Understandably, the image of Dev in the film has not gone down well with his descendants.
A few years after its release, then Minister Éamon Ó Cuív lambasted members of his own Fianna Fáil party for failing to do more to correct the portrayal of his grandfather. More recently, he felt the film failed to show “the vibrancy” of his grandfather, adding: “In terms of personal characterisation, there was no life in that de Valera, no energy.”
It’s interesting to note that de Valera was known as The Long Fellow because he stood at 6ft 3in - the same height as Liam Neeson, coincidentally - while Collins wasn’t quite 6ft; yet the film visibly shrinks Dev and puts Collins on a pedestal.
It was a theme Ó Cuív returned to in 2016, when he described the portrayal of Dev in RTÉ’s Rebellion as an “embarrassment”.
It has been a difficult time of late for defenders of de Valera, whose persona bestrode 20th century Ireland.
When the Michael Collins film came out in 1996, his legacy as a founder and pivotal person in the foundation of the state appeared secure, but in the past 25 years, and especially in the last decade, as a more liberal Ireland has emerged, he has become seen as a figure firmly from the past.
Dev is squarely blamed for turning the new republic into a Church state, and many of the religious scandals of the past 50 years have been laid at his door.
Furthermore, his decision to turn inwards economically was disastrous for generations, and completely at odds with the outward-looking, EU-loving modern Ireland.
As the world faces a climate breakdown, Dev’s decision to scrap the extensive railway network appears a particularly mindless folly.

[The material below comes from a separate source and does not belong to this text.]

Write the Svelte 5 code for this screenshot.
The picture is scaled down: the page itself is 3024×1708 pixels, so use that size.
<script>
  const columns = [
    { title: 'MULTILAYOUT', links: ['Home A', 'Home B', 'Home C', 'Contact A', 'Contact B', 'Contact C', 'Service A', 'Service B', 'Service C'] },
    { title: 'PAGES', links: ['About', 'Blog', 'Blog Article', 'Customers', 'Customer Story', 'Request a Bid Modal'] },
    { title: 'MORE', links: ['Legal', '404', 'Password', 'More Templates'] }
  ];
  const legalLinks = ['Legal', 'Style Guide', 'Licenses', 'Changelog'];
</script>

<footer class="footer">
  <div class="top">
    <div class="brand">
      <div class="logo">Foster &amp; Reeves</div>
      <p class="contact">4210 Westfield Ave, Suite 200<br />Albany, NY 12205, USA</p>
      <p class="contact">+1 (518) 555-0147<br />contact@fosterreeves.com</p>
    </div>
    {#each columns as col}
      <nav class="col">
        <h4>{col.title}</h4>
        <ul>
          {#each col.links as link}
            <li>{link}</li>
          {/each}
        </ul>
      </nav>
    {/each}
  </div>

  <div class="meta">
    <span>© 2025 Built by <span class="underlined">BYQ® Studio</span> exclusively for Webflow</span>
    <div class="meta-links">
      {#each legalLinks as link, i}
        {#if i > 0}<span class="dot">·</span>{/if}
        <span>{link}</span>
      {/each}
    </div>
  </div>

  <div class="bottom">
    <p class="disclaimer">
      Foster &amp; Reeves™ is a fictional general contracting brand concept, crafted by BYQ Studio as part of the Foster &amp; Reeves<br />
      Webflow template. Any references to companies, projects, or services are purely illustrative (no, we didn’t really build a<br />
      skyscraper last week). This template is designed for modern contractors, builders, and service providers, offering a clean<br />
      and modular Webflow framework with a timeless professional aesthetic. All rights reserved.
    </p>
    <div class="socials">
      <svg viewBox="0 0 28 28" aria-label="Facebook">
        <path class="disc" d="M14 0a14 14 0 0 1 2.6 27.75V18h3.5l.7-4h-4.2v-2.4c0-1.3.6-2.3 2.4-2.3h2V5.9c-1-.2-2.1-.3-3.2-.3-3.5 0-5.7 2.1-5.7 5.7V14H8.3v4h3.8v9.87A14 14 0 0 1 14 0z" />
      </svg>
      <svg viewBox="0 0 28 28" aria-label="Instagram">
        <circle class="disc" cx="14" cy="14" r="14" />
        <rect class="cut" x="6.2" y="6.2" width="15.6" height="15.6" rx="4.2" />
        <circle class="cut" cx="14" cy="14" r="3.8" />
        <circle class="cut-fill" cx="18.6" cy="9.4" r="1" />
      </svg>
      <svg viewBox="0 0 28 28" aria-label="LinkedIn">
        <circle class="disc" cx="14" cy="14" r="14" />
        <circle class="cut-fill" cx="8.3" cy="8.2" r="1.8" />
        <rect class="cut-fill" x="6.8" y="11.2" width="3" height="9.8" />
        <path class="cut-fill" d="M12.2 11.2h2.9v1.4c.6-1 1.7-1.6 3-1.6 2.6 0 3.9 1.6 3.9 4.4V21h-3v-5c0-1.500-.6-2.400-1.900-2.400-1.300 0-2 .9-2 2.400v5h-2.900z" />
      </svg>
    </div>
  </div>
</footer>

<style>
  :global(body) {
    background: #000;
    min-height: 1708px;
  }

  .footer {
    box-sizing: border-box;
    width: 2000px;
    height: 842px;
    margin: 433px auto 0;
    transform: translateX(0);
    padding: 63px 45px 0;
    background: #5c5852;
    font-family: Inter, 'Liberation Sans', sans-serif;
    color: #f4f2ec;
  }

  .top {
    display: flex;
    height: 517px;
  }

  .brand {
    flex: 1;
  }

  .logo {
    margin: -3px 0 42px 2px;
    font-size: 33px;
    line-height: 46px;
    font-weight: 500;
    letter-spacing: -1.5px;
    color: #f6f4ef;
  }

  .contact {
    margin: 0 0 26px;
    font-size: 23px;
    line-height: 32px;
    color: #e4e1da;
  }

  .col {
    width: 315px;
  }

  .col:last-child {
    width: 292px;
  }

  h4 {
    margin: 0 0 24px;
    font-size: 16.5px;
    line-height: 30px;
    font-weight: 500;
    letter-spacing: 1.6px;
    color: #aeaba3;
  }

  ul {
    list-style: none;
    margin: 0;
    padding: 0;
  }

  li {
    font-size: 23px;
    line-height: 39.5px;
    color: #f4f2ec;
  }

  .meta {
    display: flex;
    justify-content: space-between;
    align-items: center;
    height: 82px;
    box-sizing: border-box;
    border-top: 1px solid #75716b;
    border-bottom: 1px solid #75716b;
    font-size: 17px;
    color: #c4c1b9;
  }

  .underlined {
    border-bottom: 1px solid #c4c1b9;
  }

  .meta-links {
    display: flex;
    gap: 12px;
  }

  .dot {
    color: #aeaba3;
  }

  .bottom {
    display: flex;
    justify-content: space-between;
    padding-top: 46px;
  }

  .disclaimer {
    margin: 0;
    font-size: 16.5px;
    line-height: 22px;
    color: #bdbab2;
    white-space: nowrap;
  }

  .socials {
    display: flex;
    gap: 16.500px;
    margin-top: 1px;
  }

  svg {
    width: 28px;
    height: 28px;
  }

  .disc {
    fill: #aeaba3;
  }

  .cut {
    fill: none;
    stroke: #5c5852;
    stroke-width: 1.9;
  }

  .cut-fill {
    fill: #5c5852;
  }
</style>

While the image of Collins as a young man with fire in his belly is fixed in our minds, images of Dev conjured up invariably show him in his dotage as he neared the end of his long life of 92 years.
Some would call this a fair reassessment using a modern lens; others dismiss it as revisionism.
Whatever your take, it means Dev is unlikely to be viewed sympathetically for some time to come. Indeed, it could well be that future generations take the view that the Michael Collins film goes easy on him.